İstanbul-based Açık Radyo on Wednesday was shut down by authorities, six months after a guest talked about the “Armenian genocide” on air, Agence France-Presse reported.
But the radio station has vowed to fight on and find a way to keep working.
“We will continue to exist,” Didem Gençtürk, Açık Radyo’s broadcast coordinator, said minutes before the station went off the air.
"Açık Radyo kâinatın tüm seslerine, renklerine ve titreşimlerine açık kalacaktır." pic.twitter.com/okt7alUM4F
— Açık Radyo (@acikradyo) October 16, 2024
Turkey’s broadcasting watchdog, the Radio and Television Supreme Council (RTÜK), had already suspended Açık Radyo for five days in May for the same program, which it said incited hatred.
The media regulator withdrew the station’s license in July but the radio had been broadcasting until now.
The sanctions came after a guest on a show in April called the 1915 killings of Armenians in the dying days of the Ottoman Empire “genocide.” It is a term many historians agree on but which Turkey fiercely disputes.

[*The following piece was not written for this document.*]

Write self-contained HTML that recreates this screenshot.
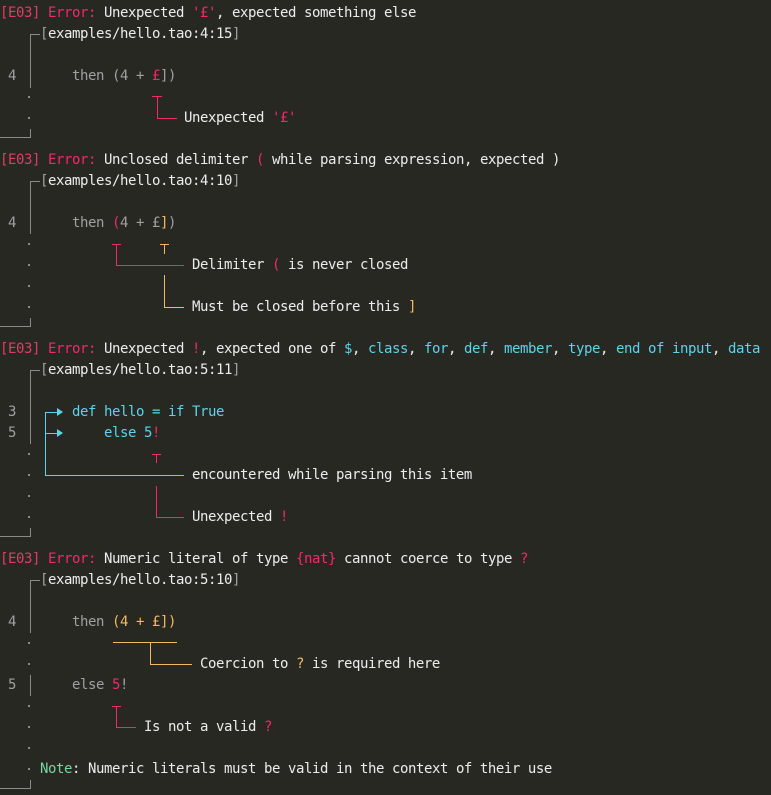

Açık Radyo urged its listeners to raise “an even clearer and louder voice” against the shutdown.
“Our radio has become an amplifier for civilian voices in many fields from the struggle for climate and the environment to public health, and from gender equality to multiculturalism,” the station said Friday.
“Açık Radyo has not restricted itself to radio frequencies, and there can be no doubt that it will continue its duty as an independent medium,” it added.
“Our radio cannot and will not be silenced.”
Açık Radyo said it would pursue legal means against the measure.
The station, which has been broadcasting for three decades, describes itself as a station “open to all sounds, colors and vibrations of the universe.”
Turkey was ranked 158th out of 180 countries in the 2024 World Press Freedom Index released by Reporters Without Borders (RSF).
Erol Önderoğlu, RSF’s Turkey representative, condemned the move, urging authorities to return the antenna and put an end to this “scandalous relentlessness.”
“RTÜK controlled by the government has halted the terrestrial broadcasts of a radio station which since its creation 30 years ago has embodied pluralist information, respect for cultural and political minorities as well as the fight for the climate and awareness for ecology in a country where media polarization has continued to strengthen,” he told AFP.
Armenia says Ottoman forces massacred and deported more than 1.5 million Armenians during World War I between 1915 and 1917.
Around 30 countries have recognized the killings as genocide, a charge vehemently rejected by Turkey.
Ankara admits nonetheless that up to 500,000 Armenians were killed in fighting, massacres or by starvation during mass deportations from eastern Anatolia.